== Required task ==
Transcribe every line exactly and omit anything that is a picture.

------------------------------------------------

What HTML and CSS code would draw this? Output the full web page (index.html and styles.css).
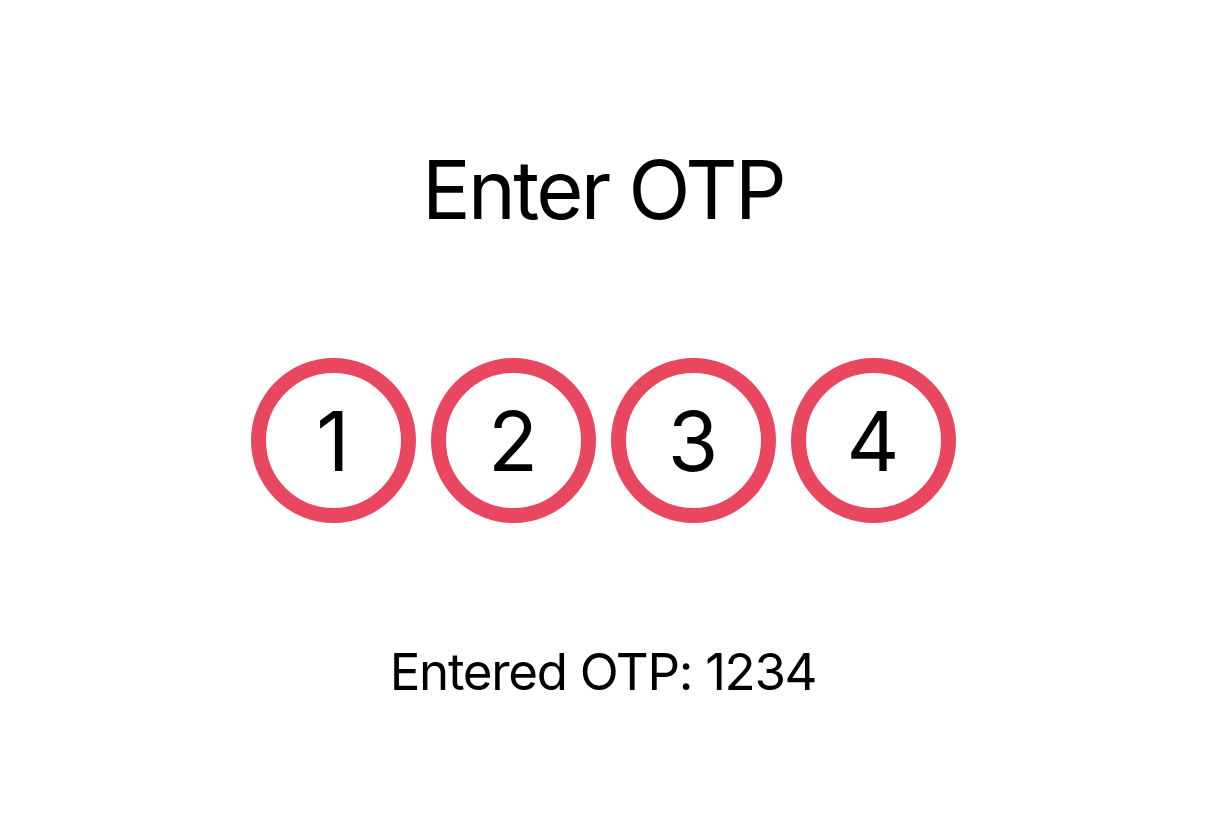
FILE: index.html
```html
<!DOCTYPE html>
<html lang="en">
<head>
<meta charset="utf-8">
<title>Enter OTP</title>
<link rel="stylesheet" href="styles.css">
</head>
<body>
<main class="screen">
  <h1 class="title">Enter OTP</h1>
  <div class="otp-row">
    <div class="otp-cell">1</div>
    <div class="otp-cell">2</div>
    <div class="otp-cell">3</div>
    <div class="otp-cell">4</div>
  </div>
  <p class="result">Entered OTP: 1234</p>
</main>
</body>
</html>
```
FILE: styles.css
```css
html, body {
  margin: 0;
  padding: 0;
  background: #ffffff;
}
body {
  font-family: Inter, "Noto Sans", "Liberation Sans", sans-serif;
  color: #000000;
}
.screen {
  width: 1206px;
  height: 814px;
  display: flex;
  flex-direction: column;
  align-items: center;
  padding-top: 150px;
  box-sizing: border-box;
}
.title {
  margin: 0;
  font-size: 81px;
  font-weight: 400;
  line-height: 1;
  letter-spacing: -2.7px;
}
.otp-row {
  display: flex;
  gap: 15px;
  margin-top: 127px;
}
.otp-cell {
  width: 165px;
  height: 165px;
  box-sizing: border-box;
  border: 15px solid #e9475f;
  border-radius: 50%;
  display: flex;
  align-items: center;
  justify-content: center;
  font-size: 82px;
  line-height: 1;
  padding-top: 2px;
}
.result {
  margin: 123px 0 0;
  font-size: 51px;
  line-height: 1;
  letter-spacing: -1.3px;
}
```
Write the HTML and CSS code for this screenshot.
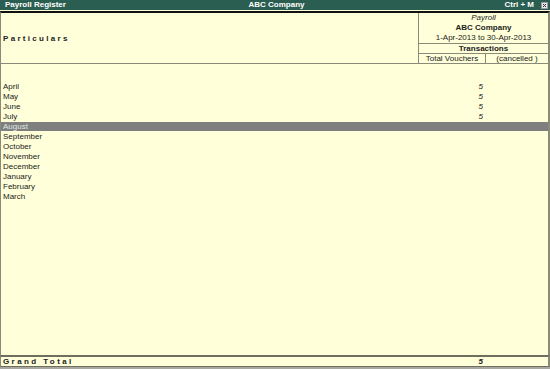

------------------------------------------------

== Answer ==
What HTML and CSS code would draw this? Output the full web page (index.html and styles.css).
FILE: index.html
```html
<!DOCTYPE html>
<html lang="en">
<head>
<meta charset="utf-8">
<title>Enter OTP</title>
<link rel="stylesheet" href="styles.css">
</head>
<body>
<main class="screen">
  <h1 class="title">Enter OTP</h1>
  <div class="otp-row">
    <div class="otp-cell">1</div>
    <div class="otp-cell">2</div>
    <div class="otp-cell">3</div>
    <div class="otp-cell">4</div>
  </div>
  <p class="result">Entered OTP: 1234</p>
</main>
</body>
</html>
```
FILE: styles.css
```css
html, body {
  margin: 0;
  padding: 0;
  background: #ffffff;
}
body {
  font-family: Inter, "Noto Sans", "Liberation Sans", sans-serif;
  color: #000000;
}
.screen {
  width: 1206px;
  height: 814px;
  display: flex;
  flex-direction: column;
  align-items: center;
  padding-top: 150px;
  box-sizing: border-box;
}
.title {
  margin: 0;
  font-size: 81px;
  font-weight: 400;
  line-height: 1;
  letter-spacing: -2.7px;
}
.otp-row {
  display: flex;
  gap: 15px;
  margin-top: 127px;
}
.otp-cell {
  width: 165px;
  height: 165px;
  box-sizing: border-box;
  border: 15px solid #e9475f;
  border-radius: 50%;
  display: flex;
  align-items: center;
  justify-content: center;
  font-size: 82px;
  line-height: 1;
  padding-top: 2px;
}
.result {
  margin: 123px 0 0;
  font-size: 51px;
  line-height: 1;
  letter-spacing: -1.3px;
}
```
Write the HTML and CSS code for this screenshot.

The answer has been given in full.